▸ Task requirements: Set the listing down again in full, word for word, with the pictures left out.

▸ Data excerpt:
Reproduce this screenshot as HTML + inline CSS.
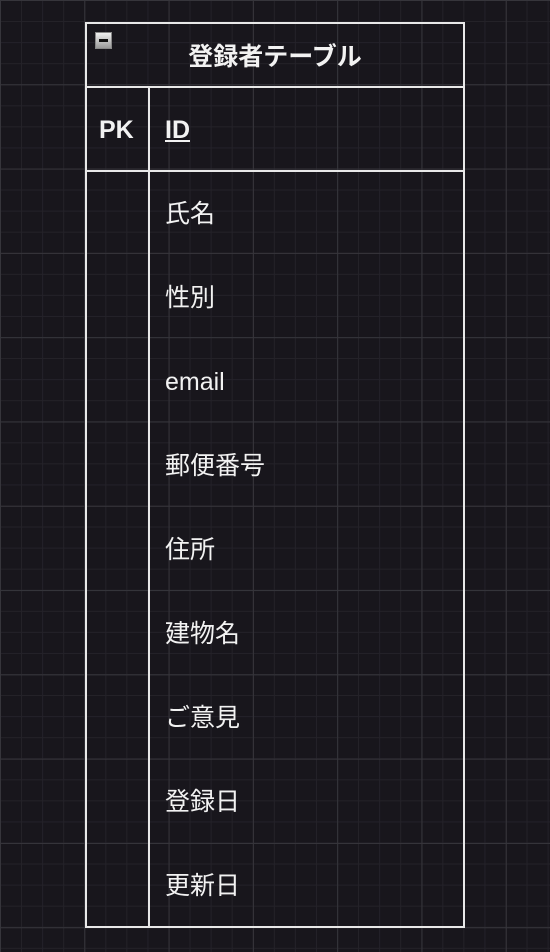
<!DOCTYPE html>
<html><head><meta charset="utf-8"><style>
html,body{margin:0;padding:0}
body{width:550px;height:952px;overflow:hidden;background-color:#18161c;
background-image:
linear-gradient(to right,#36353b 1px,transparent 1px),
linear-gradient(to bottom,#36353b 1px,transparent 1px),
linear-gradient(to right,#242229 1px,transparent 1px),
linear-gradient(to bottom,#242229 1px,transparent 1px);
background-size:84.3px 84.3px,84.3px 84.3px,21.075px 21.075px,21.075px 21.075px;
font-family:"Liberation Sans","Noto Sans CJK JP",sans-serif;color:#f2f2f2;position:relative}
.box{position:absolute;left:85px;top:22px;width:376px;height:902px;border:2px solid #e8e8e8}
.hl{position:absolute;left:0;width:376px;height:2px;background:#e8e8e8}
.vl{position:absolute;left:61px;top:64px;width:2px;height:838px;background:#e8e8e8}
.t{position:absolute;font-size:25px;left:78px;line-height:30px}
.title{position:absolute;top:18px;left:0;width:376px;text-align:center;font-size:25px;font-weight:bold;line-height:30px}
.btn{position:absolute;left:8px;top:8px;width:17px;height:17px;background:linear-gradient(#f0f0f0,#9a9a9a);border:1px solid #888;box-sizing:border-box}
.btn:after{content:"";position:absolute;left:3px;top:6px;width:9px;height:3px;background:#111}
</style></head><body>
<div class="box">
<div class="btn"></div>
<div class="title">登録者テーブル</div>
<div class="hl" style="top:62px"></div>
<div class="hl" style="top:146px"></div>
<div class="vl"></div>
<div class="t" style="left:12px;top:91px;font-weight:bold">PK</div>
<div class="t" style="top:91px;font-weight:bold;text-decoration:underline">ID</div>
<div class="t" style="top:175px">氏名</div>
<div class="t" style="top:259px">性別</div>
<div class="t" style="top:343px">email</div>
<div class="t" style="top:427px">郵便番号</div>
<div class="t" style="top:511px">住所</div>
<div class="t" style="top:595px">建物名</div>
<div class="t" style="top:679px">ご意見</div>
<div class="t" style="top:763px">登録日</div>
<div class="t" style="top:847px">更新日</div>
</div>
</body></html>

▸ Response below:
Reproduce this screenshot as HTML + inline CSS.
<!DOCTYPE html>
<html><head><meta charset="utf-8"><style>
html,body{margin:0;padding:0}
body{width:550px;height:952px;overflow:hidden;background-color:#18161c;
background-image:
linear-gradient(to right,#36353b 1px,transparent 1px),
linear-gradient(to bottom,#36353b 1px,transparent 1px),
linear-gradient(to right,#242229 1px,transparent 1px),
linear-gradient(to bottom,#242229 1px,transparent 1px);
background-size:84.3px 84.3px,84.3px 84.3px,21.075px 21.075px,21.075px 21.075px;
font-family:"Liberation Sans","Noto Sans CJK JP",sans-serif;color:#f2f2f2;position:relative}
.box{position:absolute;left:85px;top:22px;width:376px;height:902px;border:2px solid #e8e8e8}
.hl{position:absolute;left:0;width:376px;height:2px;background:#e8e8e8}
.vl{position:absolute;left:61px;top:64px;width:2px;height:838px;background:#e8e8e8}
.t{position:absolute;font-size:25px;left:78px;line-height:30px}
.title{position:absolute;top:18px;left:0;width:376px;text-align:center;font-size:25px;font-weight:bold;line-height:30px}
.btn{position:absolute;left:8px;top:8px;width:17px;height:17px;background:linear-gradient(#f0f0f0,#9a9a9a);border:1px solid #888;box-sizing:border-box}
.btn:after{content:"";position:absolute;left:3px;top:6px;width:9px;height:3px;background:#111}
</style></head><body>
<div class="box">
<div class="btn"></div>
<div class="title">登録者テーブル</div>
<div class="hl" style="top:62px"></div>
<div class="hl" style="top:146px"></div>
<div class="vl"></div>
<div class="t" style="left:12px;top:91px;font-weight:bold">PK</div>
<div class="t" style="top:91px;font-weight:bold;text-decoration:underline">ID</div>
<div class="t" style="top:175px">氏名</div>
<div class="t" style="top:259px">性別</div>
<div class="t" style="top:343px">email</div>
<div class="t" style="top:427px">郵便番号</div>
<div class="t" style="top:511px">住所</div>
<div class="t" style="top:595px">建物名</div>
<div class="t" style="top:679px">ご意見</div>
<div class="t" style="top:763px">登録日</div>
<div class="t" style="top:847px">更新日</div>
</div>
</body></html>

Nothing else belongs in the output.